Opinions
Aug 13, 2019
As we get skilled at self-observation, we may discover how utterly opinionated we are. We see the prevalence of opinions in our lives and how they justify our behavior. If I can see my opinions for what they are, I have a chance to work with them. I begin to make the effort to detach from that opinion since I now see it as just that: an opinion.
Opinion is based on our likes and dislikes but is a more cemented version that has developed into a belief. We seem very attached to our opinions because they have formed over time through trial and error, experience, and the avoidance of pain and suffering.
Our ego fully resides in our opinions, so if we can question our own opinions even for a short finite period, we have the chance of touching upon something outside of our ego-driven world.
We open ourselves to seeing who we truly are outside of our opinions.
It is for this reason that at the Awareness School, we do not encourage the sharing of opinions at our group meetings. It can be offensive to some people because they feel they are not being heard. We are so identified with our opinions, especially when someone doesn’t agree, so there is a push to validate the opinion. Opinions become who we are. They are a hindrance to our progress toward egolessness.
Discussing different opinions has no place in a spiritual school.
Every effort we make in the spiritual realm strives toward egolessness. This is a large category of study not just in the Fourthway, but in most schools of Buddhism and other religions. If we make the effort to observe how we are lodged in our identity, we see the workings of our ego. We can begin to make the connection between opinions, like and dislike, and false conscience.
We may form the opinion that doing good deeds for others is the right thing for us to do. We form an opinion of ourselves as “a good citizen.” However, those actions may not be seeded in true generosity, but instead, thrive for the purpose of filling our egos with how good we are. That in itself may stem from very low self-esteem or chronic guilt. The good deeds then become the compensation to make up for this lack.
This is how the ego works.
If you are interested in knowing more about false conscience, read my blog: False Conscience, Doing the Right Thing for the Wrong Reason.
The practice of noticing how we have opinions on this or that and how attached we are to those opinions will give us a clue as to how strongly the ego is operating.
(If you read my writings, you may notice that I don’t use the word ego very much. I refer to the personality or false personality as opposed to using ego. All of these terms imply the mechanism operating other than our true authentic essence.)
These opinions of ours shore up our false sense of self. God forbid we question our opinion for a moment. It feels too threatening.
If, even for a moment, we see that what we are experiencing is simply an opinion, that in itself gives us wiggle room to see our ego in action. To remain neutral in the sight of the opinion, meaning we don’t start berating ourselves for having an opinion, gives us a chance to see something about ourselves.

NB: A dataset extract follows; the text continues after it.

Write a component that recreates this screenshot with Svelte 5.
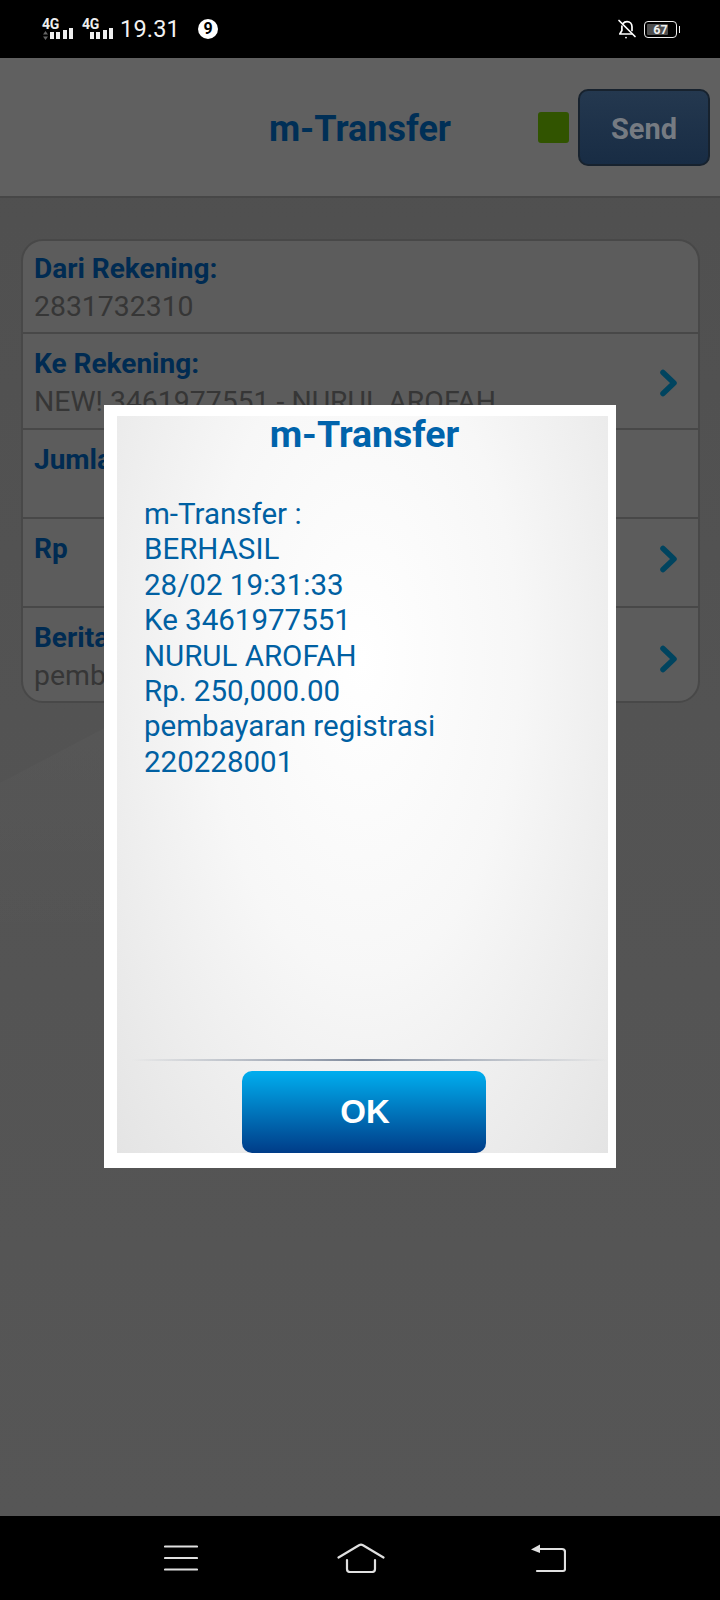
<script>
  const rows = [
    { label: 'Dari Rekening:', value: '2831732310', h: 91 },
    { label: 'Ke Rekening:', value: 'NEW! 3461977551 - NURUL AROFAH', h: 96, chevron: -8 },
    { label: 'Jumlah:', value: '', h: 89 },
    { label: 'Rp', value: '', h: 89, chevron: -18 },
    { label: 'Berita:', value: 'pembayaran registrasi', h: 95, chevron: -3 }
  ];
  const lines = ['m-Transfer :', 'BERHASIL', '28/02 19:31:33', 'Ke 3461977551', 'NURUL AROFAH', 'Rp. 250,000.00', 'pembayaran registrasi', '220228001'];
</script>

<div class="phone">
  <div class="status">
    <div class="side">
      <div class="net">
        <span class="g">4G</span>
        <svg class="updown" width="5" height="9" viewBox="0 0 5 9" fill="#666"><path d="M2.5 0 5 3.5H0ZM2.5 9 0 5.5H5Z"/></svg>
        <span class="bars"><i></i><i></i><i class="b3"></i><i class="b4"></i></span>
      </div>
      <div class="net">
        <span class="g">4G</span>
        <span class="bars"><i></i><i></i><i class="b3"></i><i class="b4"></i></span>
      </div>
      <span class="time">19.31</span>
      <span class="badge">9</span>
    </div>
    <div class="side">
      <svg width="20" height="21" viewBox="0 0 20 21" fill="none" stroke="#fff" stroke-width="1.7" stroke-linecap="round" stroke-linejoin="round">
        <path d="M6 4.5C7 3.2 8.4 2.6 10 2.6c3 0 5 2.2 5 5.2v3.6"/>
        <path d="M4.9 7.2v4.3L2.8 15h11.6"/>
        <path d="M2 1.5 18 17.5"/>
        <circle cx="9" cy="18.6" r=".9" fill="#fff" stroke="none"/>
      </svg>
      <span class="battery"><span class="fill"></span><span class="pct">67</span></span>
    </div>
  </div>

  <main class="screen">
    <header class="head">
      <h1>m-Transfer</h1>
      <div class="actions">
        <span class="led"></span>
        <button class="send">Send</button>
      </div>
    </header>

    <div class="wedge"></div>

    <section class="card">
      {#each rows as r}
        <div class="row" style="height:{r.h}px">
          <div class="txt">
            <div class="label">{r.label}</div>
            {#if r.value}<div class="value">{r.value}</div>{/if}
          </div>
          {#if r.chevron}
            <svg class="chev" style="margin-top:{r.chevron}px" width="20" height="28" viewBox="0 0 20 28" fill="none" stroke="#00445f" stroke-width="5.5" stroke-linecap="round" stroke-linejoin="round">
              <path d="M4 3.5 15 14 4 24.5"/>
            </svg>
          {/if}
        </div>
      {/each}
    </section>

    <div class="dialog">
      <div class="inner">
        <div class="dtitle">m-Transfer</div>
        <div class="body">
          {#each lines as l}<div>{l}</div>{/each}
        </div>
        <div class="rule"></div>
        <div class="foot"><button class="ok">OK</button></div>
      </div>
    </div>
  </main>

  <nav class="nav">
    <svg width="34" height="28" viewBox="0 0 34 28" fill="none" stroke="#e0e0e0" stroke-width="2.2" stroke-linecap="round"><path d="M1 2.5H33M1 14H33M1 25.5H33"/></svg>
    <svg class="home" width="48" height="30" viewBox="0 0 48 30" fill="none" stroke="#e0e0e0" stroke-width="2.2" stroke-linecap="round" stroke-linejoin="round"><path d="M1.5 14.5 22 2.2Q24 1.2 26 2.2L46.5 14.5"/><path d="M10 17v9q0 3 3 3h22q3 0 3-3v-9"/></svg>
    <svg width="36" height="30" viewBox="0 0 36 30" fill="none"><path d="M1 6.5 10 1.5V10Z" fill="#e0e0e0"/><path d="M8 6h24q3 0 3 3v17q0 2-2 2H7" stroke="#e0e0e0" stroke-width="2.2" stroke-linecap="round"/></svg>
  </nav>
</div>

<style>
  :global(body) { margin: 0; background: #000; }
  .phone { width: 720px; height: 1600px; display: flex; flex-direction: column; font-family: Roboto, sans-serif; overflow: hidden; }

  .status { height: 58px; background: #000; color: #fff; display: flex; justify-content: space-between; align-items: center; padding: 0 43px 0 42px; box-sizing: border-box; flex: none; }
  .side { display: flex; align-items: center; }
  .net { width: 40px; height: 22px; position: relative; }
  .g { position: absolute; left: 0; top: 0; font-size: 14px; line-height: 12px; font-weight: 700; color: #eee; letter-spacing: -.4px; }
  .updown { position: absolute; left: 1px; bottom: 0; }
  .bars { position: absolute; left: 8px; bottom: 1px; display: flex; gap: 2.4px; align-items: flex-end; }
  .bars i { width: 4px; height: 7px; background: #eee; display: block; }
  .bars i.b3 { height: 9px; }
  .bars i.b4 { height: 11px; }
  .time { font-size: 23.5px; letter-spacing: .2px; color: #f2f2f2; margin-left: -2px; }
  .badge { width: 20px; height: 20px; border-radius: 50%; background: #fff; color: #000; font-size: 16px; font-weight: 700; line-height: 20px; text-align: center; margin-left: 18px; }
  .battery { width: 31px; height: 15px; border: 1.5px solid #eee; border-radius: 4px; margin-left: 7px; position: relative; display: block; }
  .battery::after { content: ''; position: absolute; right: -4px; top: 4px; width: 1.5px; height: 7px; background: #eee; }
  .fill { position: absolute; left: 2px; top: 2px; bottom: 2px; width: 21px; background: #4d4d4d; border-radius: 1px; }
  .pct { position: absolute; inset: 0; text-align: center; font-size: 12.5px; font-weight: 700; line-height: 15px; color: #eee; }

  .screen { flex: 1; position: relative; background: linear-gradient(180deg, #4f4f4f, #535353 45%, #565656); min-height: 0; }
  .head { height: 140px; box-sizing: border-box; background: #606060; border-bottom: 2px solid #474747; position: relative; display: flex; justify-content: flex-end; align-items: center; padding: 0 10px 0 0; }
  h1 { position: absolute; left: 0; right: 0; top: 51px; margin: 0; text-align: center; font-size: 36px; line-height: 40px; font-weight: 700; color: #002f56; }
  .actions { display: flex; align-items: center; gap: 9px; margin-top: 1px; position: relative; }
  .led { width: 31px; height: 31px; background: #315400; border-radius: 3px; }
  .send { width: 132px; height: 77px; border-radius: 10px; border: 2px solid #17222e; background: linear-gradient(180deg, #24384f, #182c44); color: #767b82; font: 700 29px Roboto, sans-serif; padding: 3px 0 0; }

  .card { position: relative; z-index: 1; margin: 41px 20px 0 21px; background: #5c5c5c; border: 2px solid #484848; border-radius: 22px; overflow: hidden; }
  .row { box-sizing: border-box; border-top: 2px solid #484848; display: flex; align-items: flex-start; justify-content: space-between; padding: 11px 19px 0 11px; overflow: hidden; }
  .row:first-child { border-top: none; padding-top: 9px; }
  .label { font-size: 28px; line-height: 38px; font-weight: 700; color: #002b52; white-space: nowrap; }
  .value { font-size: 28.4px; line-height: 38px; color: #363636; white-space: nowrap; }
  .chev { align-self: center; }

  .wedge { position: absolute; left: 0; top: 612px; width: 215px; height: 288px; background: linear-gradient(180deg, rgba(255,255,255,.025), rgba(255,255,255,0)); clip-path: polygon(0 113px, 100% 0, 100% 100%, 0 100%); }

  .dialog { position: absolute; z-index: 2; left: 104px; top: 347px; width: 512px; height: 763px; background: #fff; box-sizing: border-box; padding: 11px 8px 15px 13px; }
  .inner { height: 100%; display: flex; flex-direction: column; background: radial-gradient(ellipse at 50% 33%, #fff 0%, #f7f7f7 45%, #e4e4e4 100%); }
  .dtitle { text-align: center; font-size: 37.5px; line-height: 40px; font-weight: 700; color: #0063ab; height: 40px; margin-top: -2px; padding-left: 4px; }
  .body { flex: 1; padding: 43px 0 0 27px; font-size: 29.5px; line-height: 35.4px; color: #0060a2; }
  .rule { height: 2px; background: linear-gradient(90deg, transparent 3%, #7f8a9c 50%, transparent 100%); }
  .foot { height: 92px; display: flex; justify-content: center; align-items: flex-end; padding-left: 2px; }
  .ok { width: 244px; height: 82px; border: none; border-radius: 10px; background: linear-gradient(180deg, #00aeef, #003c88); color: #fff; font: 700 33px "Liberation Sans", sans-serif; padding: 0 0 0 3px; }

  .nav { height: 84px; flex: none; background: #000; display: flex; align-items: center; justify-content: space-between; padding: 0 154px 0 164px; box-sizing: border-box; }
  .home { margin: 0 3px 0 -3px; }
</style>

Noticing opinion can manifest in many scenarios.
If we are in an argument or have strong opinions about what to do, where to go, where to eat when the group doesn’t go our direction, we become offended.
If our opinion is not sought after, we feel slighted and unrecognized.
If no one agrees with us, we feel isolated.
If we believe someone else is doing it the wrong way, we are filled with judgment… meaning we believe our way is better.
Perhaps some of these statements ring true. Feeling isolated, offended, slighted or better than are products of states of identification or “attachment to ego.”
Our work is not to get rid of opinions, but to recognize when we have them. Notice how attached we are to them. However strongly we believe that our opinion should apply to everyone is just how attached we are to them. Vegetarians feel no one should eat meat. Democrats disagree with Republicans and vice versa because of their outlook on how things should be run.
There will always be opinions, but we have to understand that that is what they are and try to remember the nature of opinion. This may help us to externally consider, meaning we ease our grip on our own beliefs so that we can understand how someone else can believe something different. There is respect and acceptance of one another instead of feeling threatened or dismissed.
Finally, to work with opinions is some of the finest work we can do to remember ourselves.
Try not stating your opinion when it is possible. How do you feel? What happens to your sense of self?
Notice how many inner opinions you have about yourself. How often are you berating yourself or punishing yourself for some false sense of not having done the right thing according to your “opinion”? That opinion of self is usually very distorted. Taken to an extreme, we are unable to stop ourselves from self-punishment in whatever form that may take, whether it be bad health choices to deprivation of multiple sorts from food to downtime.
Through self-observation development, a way to see oneself objectively, we start to see opinion for what it is and that is huge. We see our attachment to what we think should be. We allow space from opinion and get closer to seeing what is behind it.